I also do a bit of filming for a children's charity called Miss Dorothy, which is making a documentary for young people about working in the media. They interviewed us about how kids are represented on the news. I do London Tonight in the evening, which is filmed in the same newsroom. Donal MacIntyre, who will be my new co-presenter, comes in to meet the team. I didn't know him before but I've admired his work over the years. I think it's going to be great. It's terribly important that you get on with your co-presenters. He'll be starting on 6 April. I'm sure he's used to people asking him if he's undercover but it didn't stop us from making the same jokes; we're pretty puerile.
Tuesday
Today we prepare for Budget day tomorrow, which is always a really busy day in a newsroom. There's a lot of homework to do. In the evening I go with my husband to a raw-food tasting. He founded the chain of healthy fast food restaurants Leon, and he has been working with a raw-food specialist so we meet her. We have a lovely meal which is all raw and gluten free so I feel terribly virtuous.
Wednesday
Budget day is as hectic as it always is. I'm in Westminster doing the political angle. As a news bulletin we're not there to ply people with tax advice, but you've got to get across what the main features are. Not a lot of the Budget was leaked this year either, so we all have to listen really closely. I sit under a canopy on the green listening through a monitor: very glamorous. It's very long, without an awful lot in it.
Thursday
I go to Oxford for the literary festival where the "lost" Man Booker Prize shortlist is announced. I'm a judge for it and I've spent the past two months reading busily in preparation. In 1970, because of a change in the rules, books published that year weren't eligible for the prize. It's just for good fun and perhaps to honour people whose work never got the chance to be honoured. All the judges have been born in 1970 too, which is fun. The public can vote for the winner online and hopefully we'll steer people towards some work they're unfamiliar with. It's a lovely shortlist; this is what my parents would have been reading when I was born.

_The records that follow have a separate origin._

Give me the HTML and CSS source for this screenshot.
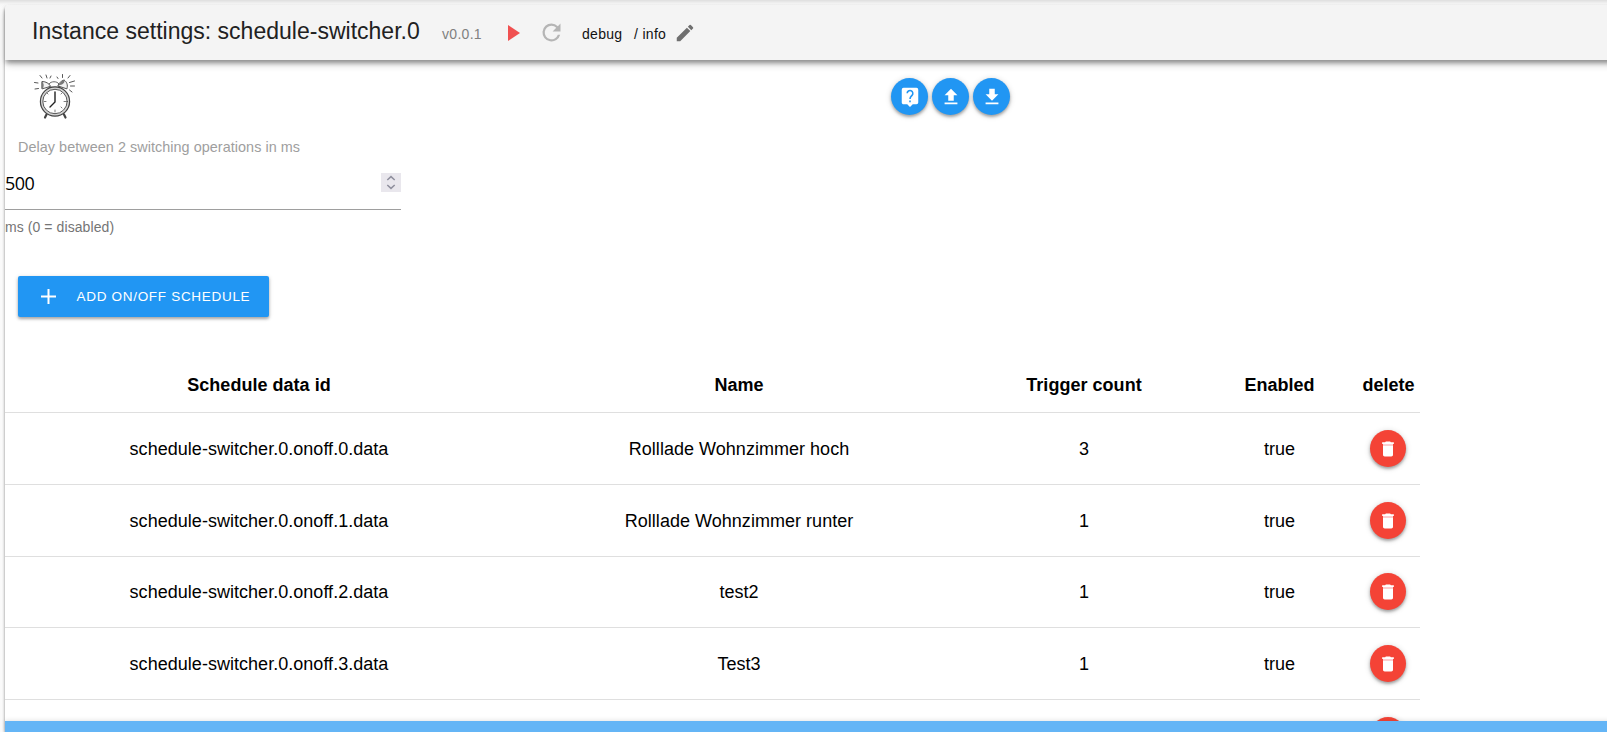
FILE: index.html
```
<!DOCTYPE html>
<html lang="en">
<head>
<meta charset="utf-8">
<title>Instance settings</title>
<link rel="stylesheet" href="styles.css">
</head>
<body>
<svg class="defs" width="0" height="0">
  <symbol id="trash" viewBox="0 0 24 24"><path fill="#fff" d="M6 19c0 1.100.9 2 2 2h8c1.100 0 2-.9 2-2V7.500H6z"/><path fill="#ffcdd2" d="M6 6h12v1.700H6z"/><path fill="#fff" d="M19 4h-3.500l-1-1h-5l-1 1H5v2h14z"/></symbol>
</svg>
<div class="panel">
  <header class="bar">
    <h1 class="title">Instance settings: schedule-switcher.0</h1>
    <span class="version">v0.0.1</span>
    <svg class="play" viewBox="0 0 12 16"><path fill="#f05050" d="M0 0l12 8-12 8z"/></svg>
    <svg class="refresh" viewBox="0 0 24 24"><path fill="#b5b5b5" d="M17.650 6.350A7.958 7.958 0 0 0 12 4a8 8 0 1 0 7.730 10h-2.080A6 6 0 1 1 12 6c1.660 0 3.140.69 4.220 1.780L13 11h7V4z"/></svg>
    <span class="level debug">debug</span>
    <span class="level info">/ info</span>
    <svg class="pencil" viewBox="0 0 24 24"><path fill="#6f6f6f" d="M3 17.250V21h3.750L17.810 9.940l-3.750-3.750zM20.710 7.040a1 1 0 0 0 0-1.410l-2.340-2.340a1 1 0 0 0-1.410 0l-1.830 1.830 3.750 3.750z"/></svg>
  </header>
  <main class="content">
    <div class="tools">
      <svg class="clock" viewBox="0 0 42 45" fill="none" stroke="#444" stroke-linecap="round">
        <path stroke-width=".9" d="M6 1.500l2 2.500M12 1l1 3M17 2l-1 2M23 3l1 1.500M28.500 .5v3M36 1.500l-2 2.500M40.500 7l-5 1.500M40.500 12h-4M35.500 16l2.500 2M.5 8.500l3.500.500M1 15l3.500-.5"/>
        <path fill="#fff" stroke-width=".8" d="M15 13v-3c2-3 8-3 10 0v3z"/>
        <path fill="#f2f2f2" stroke-width=".9" d="M8 14.500V7.500c4 0 7 2 8.500 4.500zM24 11.500c1-2.500 3-4.500 6-5.500 3 2 4 5 3 8.500z"/>
        <path fill="#777" stroke="none" d="M7.500 7.500c2 1 3 3.500 1.500 7H7.500zM24 11.500l4-4.500 2.500-1.500c.5 2-.5 4-2.500 5z"/>
        <path stroke-width="2.200" d="M12.500 40.500l-1.500 3M30 40.500l1.500 3"/>
        <circle cx="21" cy="27.500" r="14.600" fill="#d4d4d4" stroke-width="1.200"/>
        <circle cx="21" cy="27.500" r="12.200" fill="#fff" stroke-width=".9"/>
        <path stroke-width=".7" d="M21 36v2M30 27.500h2M10 27.500h2M27 20l1-1M14 20l-1-1M28 34l-1-1"/>
        <path stroke="#222" stroke-width="1.400" d="M21 18v10l-5 5"/>
      </svg>
      <div class="actions">
        <button class="fab"><svg viewBox="0 0 24 24"><path fill="#fff" d="M19 2H5a2 2 0 0 0-2 2v14c0 1.100.9 2 2 2h4l3 3 3-3h4a2 2 0 0 0 2-2V4a2 2 0 0 0-2-2z"/><path fill="none" stroke="#2196f3" stroke-width="1.700" d="M8.900 8a3.100 3.100 0 1 1 5.300 2.200c-1.200 1.200-2.200 1.700-2.200 3.900M12 15.800v1.900"/></svg></button>
        <button class="fab"><svg viewBox="0 0 24 24"><path fill="#fff" d="M9 16h6v-6h4l-7-7-7 7h4zm-4 2h14v2H5z"/></svg></button>
        <button class="fab"><svg viewBox="0 0 24 24"><path fill="#fff" d="M19 9h-4V3H9v6H5l7 7zM5 18v2h14v-2z"/></svg></button>
      </div>
    </div>
    <div class="field">
      <div class="label">Delay between 2 switching operations in ms</div>
      <div class="input"><span>500</span><svg class="spin" viewBox="0 0 20 19"><path fill="#e9e7ed" d="M0 0h20v19H0z"/><path fill="none" stroke="#8f8f9d" stroke-width="1.500" d="M6.300 7L10 3.600 13.700 7M6.300 12l3.700 3.400 3.700-3.400"/></svg></div>
      <div class="hint">ms (0 = disabled)</div>
    </div>
    <button class="add"><svg viewBox="0 0 15 15"><path fill="none" stroke="#fff" stroke-width="2" d="M7.500 0v15M0 7.500h15"/></svg><span>ADD ON/OFF SCHEDULE</span></button>
    <div class="table">
      <div class="row head"><span>Schedule data id</span><span>Name</span><span>Trigger count</span><span>Enabled</span><span>delete</span></div>
      <div class="row"><span>schedule-switcher.0.onoff.0.data</span><span>Rolllade Wohnzimmer hoch</span><span>3</span><span>true</span><button class="fab red"><svg><use href="#trash"/></svg></button></div>
      <div class="row"><span>schedule-switcher.0.onoff.1.data</span><span>Rolllade Wohnzimmer runter</span><span>1</span><span>true</span><button class="fab red"><svg><use href="#trash"/></svg></button></div>
      <div class="row"><span>schedule-switcher.0.onoff.2.data</span><span>test2</span><span>1</span><span>true</span><button class="fab red"><svg><use href="#trash"/></svg></button></div>
      <div class="row"><span>schedule-switcher.0.onoff.3.data</span><span>Test3</span><span>1</span><span>true</span><button class="fab red"><svg><use href="#trash"/></svg></button></div>
      <div class="row"><span></span><span></span><span></span><span></span><button class="fab red"></button></div>
    </div>
  </main>
  <footer class="footer"></footer>
</div>
</body>
</html>
```
FILE: styles.css
```
* { box-sizing: border-box; }
body {
  margin: 0;
  height: 732px;
  overflow: hidden;
  padding: 5px 0 0 5px;
  background: linear-gradient(#dedede, #f6f6f6 4px, #fafafa 8px);
  font-family: "Liberation Sans", Arial, sans-serif;
}
.defs { position: absolute; }
button { border: 0; padding: 0; font: inherit; }
svg { display: block; flex: none; }
.panel {
  height: 727px;
  display: flex;
  flex-direction: column;
  margin-right: -10px;
  background: #fff;
  border-radius: 4px 0 0 0;
  box-shadow: 0 2px 3px rgba(0,0,0,.5);
}
.bar {
  flex: none;
  height: 55px;
  display: flex;
  align-items: center;
  padding-left: 27px;
  background: #f4f4f4;
  border-radius: 4px 0 0 0;
  box-shadow: 0 4px 4px -1px rgba(0,0,0,.32), 0 5px 8px -1px rgba(0,0,0,.2);
  z-index: 1;
  white-space: nowrap;
}
.title { margin: 0 0 3px; width: 410px; font-size: 23px; font-weight: 400; color: #212121; letter-spacing: .01px; }
.version { width: 66px; margin-top: 3px; font-size: 14px; letter-spacing: .3px; color: #808080; }
.play { width: 12px; height: 16px; }
.refresh { width: 27px; height: 27px; margin-left: 18px; }
.level { margin-top: 3px; font-size: 14px; color: #111; letter-spacing: .3px; }
.debug { width: 52px; margin-left: 17px; }
.info { width: 40px; }
.pencil { width: 22px; height: 22px; }
.content { flex: 1; min-height: 0; overflow: hidden; }
.tools { display: flex; height: 73px; padding: 14px 0 0 29px; }
.clock { width: 42px; height: 45px; }
.actions { display: flex; gap: 4px; margin: 4px 0 0 815px; }
.fab {
  width: 37px; height: 37px;
  display: flex; align-items: center; justify-content: center;
  border-radius: 50%;
  background: #2196f3;
  box-shadow: 0 2px 3px rgba(0,0,0,.3), 0 1px 6px rgba(0,0,0,.16);
}
.fab svg { width: 22px; height: 22px; }
.red { background: #f44336; width: 36px; }
.red svg { width: 20px; height: 20px; margin-top: 1px; }
.field { width: 396px; height: 143px; }
.label { padding-left: 13px; height: 28px; line-height: 28px; font-size: 14.400px; letter-spacing: .05px; color: #9e9e9e; }
.input {
  height: 49px;
  display: flex; justify-content: space-between; align-items: center;
  border-bottom: 1px solid #9e9e9e;
  padding-bottom: 5px;
  font: 18px "Open Sans", "Noto Sans", sans-serif;
  letter-spacing: -.5px;
}
.spin { width: 20px; height: 19px; }
.hint { margin-top: 3px; line-height: 28px; font-size: 14px; color: #757575; letter-spacing: .08px; }
.add {
  display: flex; align-items: center;
  width: 251px; height: 41px;
  margin-left: 13px; padding: 0 0 1px 23px; gap: 20.500px;
  border-radius: 2px;
  background: #2196f3; color: #fff;
  font-size: 13.500px; letter-spacing: .7px;
  white-space: nowrap;
  box-shadow: 0 2px 3px rgba(0,0,0,.28), 0 1px 5px rgba(0,0,0,.14);
}
.add svg { width: 15px; height: 15px; }
.table { width: 1415px; margin-top: 41px; }
.row {
  display: grid;
  grid-template-columns: 507px 453px 237px 154px 64px;
  place-items: center;
  height: 71.750px;
  border-bottom: 1px solid #dfdfdf;
  font-size: 18px;
  letter-spacing: .03px;
  color: #000;
}
.row span { padding-left: 1px; }
.row:not(.head) span { padding-top: 2px; }
.head { height: 55px; font-weight: 700; }
.footer { flex: none; height: 11px; background: #64b5f6; box-shadow: 0 -1px 4px rgba(0,0,0,.1); }
```
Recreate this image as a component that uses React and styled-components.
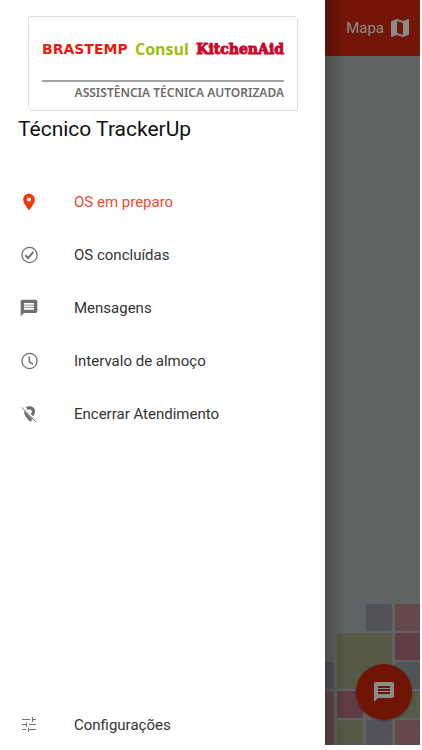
import React from "react";
import styled, { createGlobalStyle } from "styled-components";
import { MdLocationOn, MdMap, MdMessage } from "react-icons/md";

const GlobalStyle = createGlobalStyle`
  *, *::before, *::after { box-sizing: border-box; }
  body { margin: 0; background: #fff; font-family: Roboto, "Liberation Sans", sans-serif; }
`;

const Screen = styled.div`
  display: flex;
  min-height: 100vh;
  padding: 0 2px 5px 0;
  background: #fff;
`;

const Drawer = styled.aside`
  flex: 0 0 325px;
  display: flex;
  flex-direction: column;
  background: #fff;
`;

const Brands = styled.div`
  margin: 16px 27px 0 28px;
  padding: 22px 13px 8px;
  border: 1px solid #dcdcdc;
  border-radius: 2px 5px 2px 5px;
`;

const BrandRow = styled.div`
  display: flex;
  align-items: center;
  justify-content: space-between;
  height: 20px;
  white-space: nowrap;
`;

const Brastemp = styled.span`
  font: 700 14px/20px "DejaVu Sans", sans-serif;
  color: #e8190f;
`;

const Consul = styled.span`
  font: 700 16px/20px "Open Sans", sans-serif;
  color: #9abf0b;
`;

const KitchenAid = styled.span`
  font: 700 14px/20px "DejaVu Serif", serif;
  color: #c9082c;
  -webkit-text-stroke: 1px #c9082c;
`;

const Tagline = styled.p`
  margin: 21px 0 0;
  padding-top: 2px;
  border-top: 2px solid #a2a2a2;
  text-align: right;
  white-space: nowrap;
  font: 600 12px/18px "Noto Sans", sans-serif;
  color: #6c6c6c;
`;

const UserName = styled.h1`
  margin: 6px 18px 0;
  font-size: 21px;
  line-height: 24px;
  font-weight: 400;
  color: #111;
`;

const Menu = styled.nav`
  flex: 1;
  display: flex;
  flex-direction: column;
  margin-top: 34px;
`;

const MenuLink = styled.a`
  display: flex;
  align-items: center;
  gap: 35px;
  height: 53px;
  padding-left: 19px;
  font-size: 15px;
  line-height: 20px;
  text-decoration: none;
  color: ${(p) => (p.$active ? "#ee4a2c" : "#333")};

  svg {
    flex: none;
    color: ${(p) => (p.$active ? "#f5350a" : "#707070")};
  }

  &:last-child {
    margin-top: auto;
    margin-bottom: -6px;
  }
`;

const Scene = styled.main`
  position: relative;
  flex: 1;
  min-width: 0;
  display: flex;
  flex-direction: column;
  overflow: hidden;
  background: #606364;

  &::after {
    content: "";
    position: absolute;
    inset: 0;
    pointer-events: none;
    background: linear-gradient(to right, rgba(0, 0, 0, 0.24), transparent 20px);
  }
`;

const TopBar = styled.header`
  display: flex;
  justify-content: flex-end;
  height: 56px;
  padding-right: 8px;
  background: #741607;
`;

const MapButton = styled.button`
  display: flex;
  align-items: center;
  gap: 4px;
  padding: 0;
  border: 0;
  background: none;
  color: #8c8c8c;
  font: 400 15px/20px Roboto, sans-serif;
`;

const Mosaic = styled.div`
  display: grid;
  grid-template-columns: 9px 26px 26px 25px;
  grid-template-rows: 27px 27px 27px 27px 25px;
  gap: 2px 3px;
  justify-content: end;
  margin-top: auto;
`;

const Tile = styled.span`
  grid-area: ${(p) => p.$area};
  border-radius: 2px;
  background: ${(p) => p.$color};
`;

const ChatButton = styled.button`
  position: absolute;
  right: 8px;
  bottom: 25px;
  display: grid;
  place-items: center;
  width: 56px;
  height: 56px;
  padding: 0;
  border: 0;
  border-radius: 50%;
  background: #701505;
  color: #8c8c8c;
  box-shadow: 0 1px 3px rgba(0, 0, 0, 0.3);
`;

const slate = "#515358";
const olive = "#565a46";
const rose = "#64484a";
const wine = "#603c44";

const tiles = [
  ["1 / 3", slate],
  ["1 / 4", rose],
  ["2 / 2 / 4 / 4", olive],
  ["2 / 4", wine],
  ["3 / 1", slate],
  ["3 / 4", slate],
  ["4 / 1 / 6 / 2", rose],
  ["4 / 2", wine],
  ["4 / 4", olive],
  ["5 / 2", olive],
  ["5 / 3", slate],
  ["5 / 4", rose],
];

function LineIcon({ children }) {
  return (
    <svg width="20" height="20" viewBox="0 0 20 20" fill="none" stroke="currentColor" aria-hidden="true">
      {children}
    </svg>
  );
}

const CheckIcon = () => (
  <LineIcon>
    <circle cx="10.5" cy="10" r="7.6" strokeWidth="1.3" />
    <path d="M6.2 10.2 9 13l5.4-6" strokeWidth="1.9" />
  </LineIcon>
);

const ClockIcon = () => (
  <LineIcon>
    <circle cx="10.5" cy="10" r="7.6" strokeWidth="1.3" />
    <path d="M10.3 5.5v5.2l3.6 2.6" strokeWidth="1.5" />
  </LineIcon>
);

const PinOffIcon = () => (
  <LineIcon>
    <path
      d="M6.8 3.2C11 .8 16 3 16 7.2c0 2-.8 3.7-1.8 5.200l-2.500-2.600c1.700-1.100 1.500-3.700-.7-4.200-1-.2-1.700 0-2.300.5Z"
      fill="currentColor"
      stroke="none"
    />
    <path d="M5.3 6.8 13.4 15.2 11.4 18C8.3 14.8 4.3 10.8 5.3 6.8Z" fill="currentColor" stroke="none" />
    <path d="M3 3.5 17 18" strokeWidth="1" />
  </LineIcon>
);

const SlidersIcon = () => (
  <LineIcon>
    <path
      d="M3 4.5h8M13.5 2v5M13.5 4.5H17M3 9.5h4M7.5 7.5v4.5M10 9.5h7M3 14.5h4M9.5 12.5V17M9.5 14.5H17"
      strokeWidth="1"
    />
  </LineIcon>
);

const items = [
  { label: "OS em preparo", icon: <MdLocationOn size={20} />, active: true },
  { label: "OS concluídas", icon: <CheckIcon /> },
  { label: "Mensagens", icon: <MdMessage size={20} /> },
  { label: "Intervalo de almoço", icon: <ClockIcon /> },
  { label: "Encerrar Atendimento", icon: <PinOffIcon /> },
  { label: "Configurações", icon: <SlidersIcon /> },
];

export default function App() {
  return (
    <>
      <GlobalStyle />
      <Screen>
        <Drawer>
          <Brands>
            <BrandRow>
              <Brastemp>BRASTEMP</Brastemp>
              <Consul>Consul</Consul>
              <KitchenAid>KitchenAid</KitchenAid>
            </BrandRow>
            <Tagline>ASSISTÊNCIA TÉCNICA AUTORIZADA</Tagline>
          </Brands>
          <UserName>Técnico TrackerUp</UserName>
          <Menu>
            {items.map((item) => (
              <MenuLink key={item.label} href="#" $active={item.active}>
                {item.icon}
                {item.label}
              </MenuLink>
            ))}
          </Menu>
        </Drawer>
        <Scene>
          <TopBar>
            <MapButton type="button">
              Mapa
              <MdMap size={24} />
            </MapButton>
          </TopBar>
          <Mosaic>
            {tiles.map(([area, color]) => (
              <Tile key={area} $area={area} $color={color} />
            ))}
          </Mosaic>
          <ChatButton type="button" aria-label="Mensagens">
            <MdMessage size={24} />
          </ChatButton>
        </Scene>
      </Screen>
    </>
  );
}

I champion my two books today: Mary Renault's Fire from Heaven, which I've loved since I was a teenager anyway, and The Bay of Noon by Shirley Hazzard.
Friday
It's a day off today which means school runs, Sainsbury's and cooking meals for the weekend. I'm off to town this evening (which I never normally do on a day off) to meet some friends and drink too many cocktails at the top of Centre Point and enjoy the view.